Pendapat yang tidak Memperbolehkan
Para ulama berpendapat, bahwa khutbah, sama halnya dengan shalat yang memiliki pembukaan khusus. Adapun khutbah, secara syariat diawali dengan ucapan hamdalah, bukan basmalah. Secara khusus, ulama setelah Jarhazi az-Zabidi membantah pendapatnya.
فالخطبة قد جعل لها الشارع مبدأ بالتحميد ، فقول العلامة عبد الله بن سليمان الجرهزي الزبيدي : ( إن ترك البسملة أول الخطبة من بدع الخطباء ) لا يصح ، و لم أقف على من وافقه ، و لم أقف على حديث صحيح ولا ضعيف أنه صلى الله عليه و سلم افتتح خطبة من خطبه بالبسملة ، فأي بدعة إذن ؟ قاله شيخنا رحمه الله
Artinya: “Pembukaan suatu khutbah disyariatkan dengan mengawali ucapan hamdalah. Adapun ucapan Al-Allamah Abdullah bin Sulaiman Jarhazi az-Zabidi yang berbunyi, ‘sesungguhnya meninggalkan permulaan khutbah dari beberapa khutbah dengan basmalah termasuk tindakan bidah’ tidaklah tepat. pun tidak ada pihak yang menyepakatinya, dan tidak selaras dengan hadits shahih maupun dhaif bahwasannya Rasulullah saw mengawali khutbah dengan bacaan basmalah, lalu bagaimana bid’ah seperti ini diizinkan? sebagaimana yang dikatakan guru kami.” (Muhammad bin Abdurrahman bin Abdal, Umdatul Mufti wal Mustafti, [Beirut, Darul Minhaj:2008], juz 1, halaman 221).
Selain tidak pernah dilakukan oleh Nabi Muhammad saw, mengawali khutbah dengan bacaan basmalah pun menjadi bid’ah yang dipertentangkan oleh para salafus shalih. Seperti yang tercantum dalam kitab Bughyatul Mustarsyidin pada bab shalat Jumat
. مَسْئلَةُ ب . لاَتَنْبَغِى البَسْمَلَةُ أَوَّلَ الخُطْبَةِ بَلْ هِيَ بِدْعَةٌ مُخَالَفَةً لِمَا عَلَيْهِ السَّلَفُ الصَّالِحِ مِنْ أئِمَّتِنَا وَمَشَايِخِنَا الذِّى يَقْتَدِى بِأَفْعَالِهِمْ وَيُسْتَضَاءُ بِأَنْوَارِهِمْ مَعَ أنَّ أَصَحَّ الرِّوَايَاتِ خَبَرٌ كُلُّ أَمْرٍ ذِى بَالٍ لاَيُبْتَدَأُ فِيْهِ بِحَمْدِ اللهِ فَسَاوَتِ البَسْمَلَةُ الحَمْدَ لَةَ
Artinya: “(Masalah B) Tidak sepantasnya membaca basmalah pada permulaan khutbah, sebab yang demikian merupakan perilaku bid’ah yang dipertentangkan oleh para salafus shalih bagian dari imam dan guru kami (dimana mereka itu diikuti segala tindakan serta diambil terang cahayanya). Terlebih lagi, riwayat-riwayat yang paling sah adalah hadits, ‘setiap perkara yang baik yang tidak dimulai dengan hamdalah….’ Maka kedudukan hamdalah menyamai kedudukan basmalah.” (Abdurrahman bin Muhammad bin Husein bin Umar Al-Masyhur , Bughyatul Mustarsyidin, [Beirut, Darul Kitab Al-Ilmiyah:2021], halaman 104).

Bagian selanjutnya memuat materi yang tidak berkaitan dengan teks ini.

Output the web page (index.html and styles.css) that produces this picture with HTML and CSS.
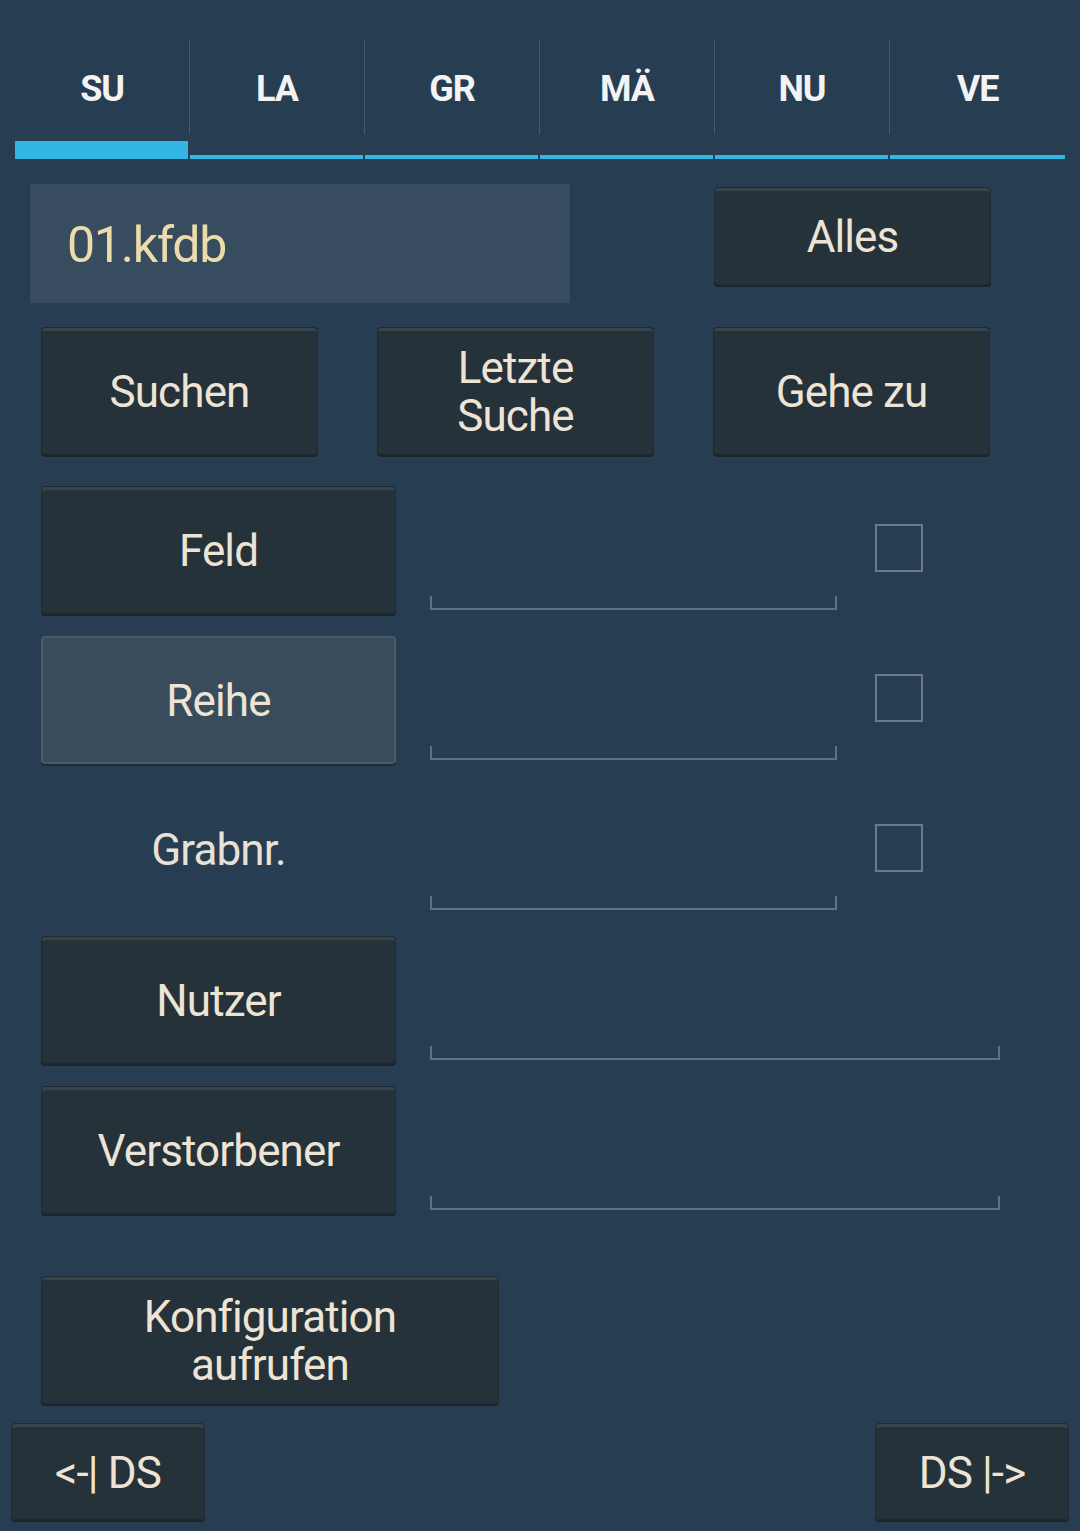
FILE: index.html
```html
<!DOCTYPE html>
<html lang="de">
<head>
<meta charset="utf-8">
<title>Suche</title>
<link rel="stylesheet" href="styles.css">
</head>
<body>
<div class="screen">
  <nav class="tabs">
    <div class="tab active"><span class="tab-label">SU</span><span class="ind"></span></div>
    <div class="tab"><span class="tab-label">LA</span><span class="ind"></span></div>
    <div class="tab"><span class="tab-label">GR</span><span class="ind"></span></div>
    <div class="tab"><span class="tab-label">MÄ</span><span class="ind"></span></div>
    <div class="tab"><span class="tab-label">NU</span><span class="ind"></span></div>
    <div class="tab last"><span class="tab-label">VE</span><span class="ind"></span></div>
  </nav>

  <section class="content">
    <div class="row-file">
      <div class="filename">01.kfdb</div>
      <button class="btn btn-alles">Alles</button>
    </div>

    <div class="row-actions">
      <button class="btn btn-action">Suchen</button>
      <button class="btn btn-action">Letzte<br>Suche</button>
      <button class="btn btn-action">Gehe zu</button>
    </div>

    <div class="form">
      <div class="frow">
        <button class="btn btn-field">Feld</button>
        <div class="edit"></div>
        <div class="check"></div>
      </div>
      <div class="frow">
        <button class="btn btn-field btn-selected">Reihe</button>
        <div class="edit"></div>
        <div class="check"></div>
      </div>
      <div class="frow">
        <div class="label">Grabnr.</div>
        <div class="edit"></div>
        <div class="check"></div>
      </div>
      <div class="frow">
        <button class="btn btn-field">Nutzer</button>
        <div class="edit wide"></div>
      </div>
      <div class="frow">
        <button class="btn btn-field">Verstorbener</button>
        <div class="edit wide"></div>
      </div>
    </div>

    <button class="btn btn-config">Konfiguration<br>aufrufen</button>
  </section>

  <div class="nav-row">
    <button class="btn btn-nav">&lt;-| DS</button>
    <button class="btn btn-nav">DS |-&gt;</button>
  </div>
</div>
</body>
</html>
```

FILE: styles.css
```css
html, body {
  margin: 0;
  padding: 0;
  background: #273d52;
}

body {
  width: 1080px;
  height: 1531px;
  overflow: hidden;
  font-family: Roboto, "Liberation Sans", sans-serif;
}

.screen {
  display: flex;
  flex-direction: column;
}

/* Tabs */
.tabs {
  display: grid;
  grid-template-columns: repeat(6, 175px);
  margin: 39px 15px 0 15px;
}

.tab {
  display: flex;
  flex-direction: column;
}

.tab-label {
  height: 95px;
  display: flex;
  align-items: center;
  justify-content: center;
  font-weight: 700;
  font-size: 36px;
  letter-spacing: -0.03em;
  color: #f3f3f3;
  border-right: 1px solid #47596b;
  padding-top: 4px;
  box-sizing: border-box;
}

.tab.last .tab-label {
  border-right: none;
}

.ind {
  height: 25px;
  width: calc(100% - 2px);
  display: block;
  box-sizing: border-box;
  border-bottom: 4px solid #33b5e5;
}

.tab.last .ind {
  width: 100%;
}

.tab.active .ind {
  border-bottom-width: 18px;
}

/* Content */
.content {
  display: flex;
  flex-direction: column;
  padding-left: 41px;
}

.btn {
  font-family: Roboto, "Liberation Sans", sans-serif;
  font-size: 44px;
  letter-spacing: -0.02em;
  line-height: 48px;
  color: #ede4d6;
  background: #263239;
  border: 1px solid #1f2a31;
  border-radius: 4px;
  box-shadow: inset 0 3px 0 #37444b, 0 2px 0 #1b252c;
  padding: 2px 0 0 0;
  margin: 0;
  box-sizing: border-box;
  display: flex;
  align-items: center;
  justify-content: center;
  text-align: center;
}

.row-file {
  display: flex;
  align-items: flex-start;
  margin-top: 25px;
}

.filename {
  margin-left: -11px;
  width: 540px;
  height: 119px;
  background: #374c5e;
  color: #ecdcab;
  font-size: 50px;
  letter-spacing: -0.025em;
  display: flex;
  align-items: center;
  padding-left: 37px;
  padding-top: 3px;
  box-sizing: border-box;
}

.btn-alles {
  margin-left: 144px;
  margin-top: 3px;
  width: 277px;
  height: 98px;
}

.row-actions {
  display: flex;
  gap: 59px;
  margin-top: 24px;
}

.btn-action {
  width: 277px;
  height: 128px;
}

.form {
  display: flex;
  flex-direction: column;
  gap: 22px;
  margin-top: 31px;
}

.frow {
  display: grid;
  grid-template-columns: 355px 34px 407px 38px 47px 78px;
  height: 128px;
}

.btn-field {
  grid-column: 1;
  width: 355px;
  height: 128px;
}

.btn-selected {
  background: #394c5c;
  border: 2px solid #4a5a67;
  box-shadow: 0 2px 0 #1f2b34;
}

.label {
  grid-column: 1;
  display: flex;
  align-items: center;
  justify-content: center;
  font-size: 44px;
  letter-spacing: -0.02em;
  color: #e9e1d5;
}

.edit {
  grid-column: 3;
  align-self: end;
  height: 12px;
  margin-bottom: 4px;
  border: 2px solid #607282;
  border-top: none;
}

.edit.wide {
  grid-column: 3 / 7;
}

.check {
  grid-column: 5;
  align-self: start;
  margin-top: 38px;
  width: 48px;
  height: 48px;
  box-sizing: border-box;
  border: 2px solid #6b7a87;
}

.btn-config {
  margin-top: 62px;
  width: 458px;
  height: 128px;
}

/* Bottom nav */
.nav-row {
  display: flex;
  justify-content: space-between;
  margin: 19px 11px 0 11px;
}

.btn-nav {
  width: 194px;
  height: 97px;
}
```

Kesimpulan dari dua pendapat yang sudah dipaparkan, dapat ditarik kesimpulan bahwa baik yang mengawali dengan basmalah maupun tidak, sama-sama memiliki dalil. Kendatipun secara kesepakatan mayoritas (mu’tamad) tidak mengawali basmalah melainkan dengan hamdalah merupakan dalil yang paling kuat. Maka seyogyanya menggunakan pendapat mayoritas tanpa perlu menyalahkan pendapat minoritas. Wallahu A’lam .
Shofi Mustajibullah, Alumni Az-Zahirul Falah Ploso, Mahasantri Pesantren Kampus Ainul Yaqin Unisma.